File formats can be divided between open (non-proprietary) and closed (proprietary) formats: it is important to know whether data file formats are open or proprietary, because this influences the re-use and the interoperability of research data, which are two key FAIR principles:

A proprietary file format is produced for profit by a business, such as Microsoft. This means that products associated to a proprietary software (such as Microsoft Word which is associated to Microsoft) can only be used after purchase of the associated usage license. To open files saved in proprietary formats, it is necessary to have the proprietary software or usage license. This limits interoperability of research data: not all researchers might have proprietary softwares installed and thus they might not be able to open research data save in proprietary formats nor re-use the research data for future research.
An open file format is produced with open-source and public-domain softwares which can be accessed, downloaded and used by anyone. This means that files saved in open formats have less restrictions than proprietary formats, enhancing interoperability as well as the re-use of research data.

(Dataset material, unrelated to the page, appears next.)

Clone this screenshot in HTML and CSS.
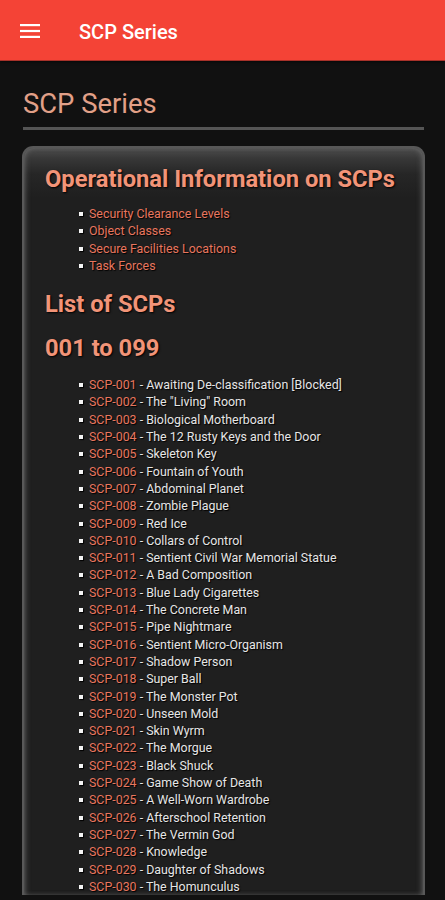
FILE: index.html
```html
<!DOCTYPE html>
<html>
<head>
<meta charset="utf-8">
<link rel="stylesheet" href="styles.css">
</head>
<body>
<header class="appbar">
  <svg class="menu" width="20" height="14" viewBox="0 0 20 14"><rect x="0" y="0" width="20" height="2.2" fill="#fff"/><rect x="0" y="5.9" width="20" height="2.2" fill="#fff"/><rect x="0" y="11.8" width="20" height="2.2" fill="#fff"/></svg>
  <span class="appbar-title">SCP Series</span>
</header>
<main class="content">
  <h1 class="page-title">SCP Series</h1>
  <section class="card">
    <h2 class="card-heading">Operational Information on SCPs</h2>
    <ul class="list">
      <li><a class="link">Security Clearance Levels</a></li>
      <li><a class="link">Object Classes</a></li>
      <li><a class="link">Secure Facilities Locations</a></li>
      <li><a class="link">Task Forces</a></li>
    </ul>
    <h2 class="card-heading">List of SCPs</h2>
    <h2 class="card-heading">001 to 099</h2>
    <ul class="list scp-list">
      <li><a class="link">SCP-001</a> - Awaiting De-classification [Blocked]</li>
      <li><a class="link">SCP-002</a> - The "Living" Room</li>
      <li><a class="link">SCP-003</a> - Biological Motherboard</li>
      <li><a class="link">SCP-004</a> - The 12 Rusty Keys and the Door</li>
      <li><a class="link">SCP-005</a> - Skeleton Key</li>
      <li><a class="link">SCP-006</a> - Fountain of Youth</li>
      <li><a class="link">SCP-007</a> - Abdominal Planet</li>
      <li><a class="link">SCP-008</a> - Zombie Plague</li>
      <li><a class="link">SCP-009</a> - Red Ice</li>
      <li><a class="link">SCP-010</a> - Collars of Control</li>
      <li><a class="link">SCP-011</a> - Sentient Civil War Memorial Statue</li>
      <li><a class="link">SCP-012</a> - A Bad Composition</li>
      <li><a class="link">SCP-013</a> - Blue Lady Cigarettes</li>
      <li><a class="link">SCP-014</a> - The Concrete Man</li>
      <li><a class="link">SCP-015</a> - Pipe Nightmare</li>
      <li><a class="link">SCP-016</a> - Sentient Micro-Organism</li>
      <li><a class="link">SCP-017</a> - Shadow Person</li>
      <li><a class="link">SCP-018</a> - Super Ball</li>
      <li><a class="link">SCP-019</a> - The Monster Pot</li>
      <li><a class="link">SCP-020</a> - Unseen Mold</li>
      <li><a class="link">SCP-021</a> - Skin Wyrm</li>
      <li><a class="link">SCP-022</a> - The Morgue</li>
      <li><a class="link">SCP-023</a> - Black Shuck</li>
      <li><a class="link">SCP-024</a> - Game Show of Death</li>
      <li><a class="link">SCP-025</a> - A Well-Worn Wardrobe</li>
      <li><a class="link">SCP-026</a> - Afterschool Retention</li>
      <li><a class="link">SCP-027</a> - The Vermin God</li>
      <li><a class="link">SCP-028</a> - Knowledge</li>
      <li><a class="link">SCP-029</a> - Daughter of Shadows</li>
      <li><a class="link">SCP-030</a> - The Homunculus</li>
    </ul>
  </section>
</main>
</body>
</html>
```
FILE: styles.css
```css
html, body {
  margin: 0;
  padding: 0;
  background: #111111;
  font-family: Roboto, "Noto Sans", sans-serif;
  overflow: hidden;
  height: 900px;
}
.appbar {
  height: 61px;
  background: #f44336;
  display: flex;
  align-items: center;
  padding-left: 20px;
  box-sizing: border-box;
  border-bottom: 1px solid #a8322a;
  box-shadow: 0 1px 3px rgba(0,0,0,0.6);
}
.menu {
  display: block;
  margin-top: 2px;
}
.appbar-title {
  color: #fff;
  font-size: 20px;
  font-weight: 500;
  margin-left: 39px;
  margin-top: 4px;
}
.content {
  padding: 0 21px 0 23px;
}
.page-title {
  margin: 28px 0 0;
  font-size: 27.4px;
  font-weight: 400;
  color: #e2a088;
  line-height: 30px;
  padding-bottom: 8px;
  border-bottom: 3px solid #555;
}
.card {
  margin: 16px -1px 0 -1px;
  border: 2px solid #585858;
  border-bottom: none;
  border-radius: 11px 11px 0 0;
  background: linear-gradient(#4e4e4e 0, #383838 10px, #262626 26px, #1f1f1f 50px);
  box-shadow: inset 3px 0 6px -3px #777, inset -3px 0 6px -3px #777;
  padding: 15px 20px 0 21px;
}
.card-heading {
  margin: 0;
  color: #f29478;
  font-size: 23.7px;
  font-weight: 700;
  line-height: 32px;
  text-shadow: 1px 1px 2px #000;
}
.card-heading + .card-heading {
  margin-top: 12px;
}
.list {
  list-style: none;
  color: #fff;
  margin: 10px 0 14px;
  padding-left: 44px;
  font-size: 12.4px;
  line-height: 17.3px;
}
.list li::before {
  content: "";
  display: inline-block;
  width: 4px;
  height: 4px;
  background: #f4f4f4;
  margin-left: -10px;
  margin-right: 6px;
  vertical-align: 2px;
  box-shadow: 1px 1px 1px #000;
}
.link {
  color: #e8765e;
  text-shadow: 1px 1px 1px #000;
}
.scp-list {
  color: #e6e6e6;
  margin-top: 12px;
  text-shadow: 1px 1px 1px #000;
}
```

To enhance interoperability, you can either work with open formats from the very beginning of your research (FAIR by desing approach), or alternatively you can decide to work with proprietary formats and, then, convert your files into open formats when you will be disseminating your research results. Browse the table below to learn more about open and closed formats:

USEFUL LINKS:

Importantly, take note that tabular files, which are among the most commonly used for research data in all disciplinary areas, can be a bit tricky when to be uploaded in an open data repository. Read more about how to manage tabular files for sharing them on Dataverse UNIMI:

As the data files are uploaded in a dataset by the user, the Dataverse application tries to process and convert them into an archival format: this processes is called 'Ingestion'. The goal of the ingest process is to extract the data content from the user’s files and archive it in an application-neutral, easily-readable format. There can be multiple reasons for which the 'ingestion' process may fail, especially when it comes to tabular data. If you are willing to upload an Excel file the Dataverse application will automatically try to ingest it and convert it in an open format tabular file. For this operation to be successful, please, do check the following point:

If the original tabular file has multiple sheets, only the first sheet of the file will be ingested (i.e. the file will not be available for preview). The other sheets will be available when a user downloads the original file. To have all sheets of a tabular file ingested and searchable at the variable level, upload each sheet as an individual file in your dataset.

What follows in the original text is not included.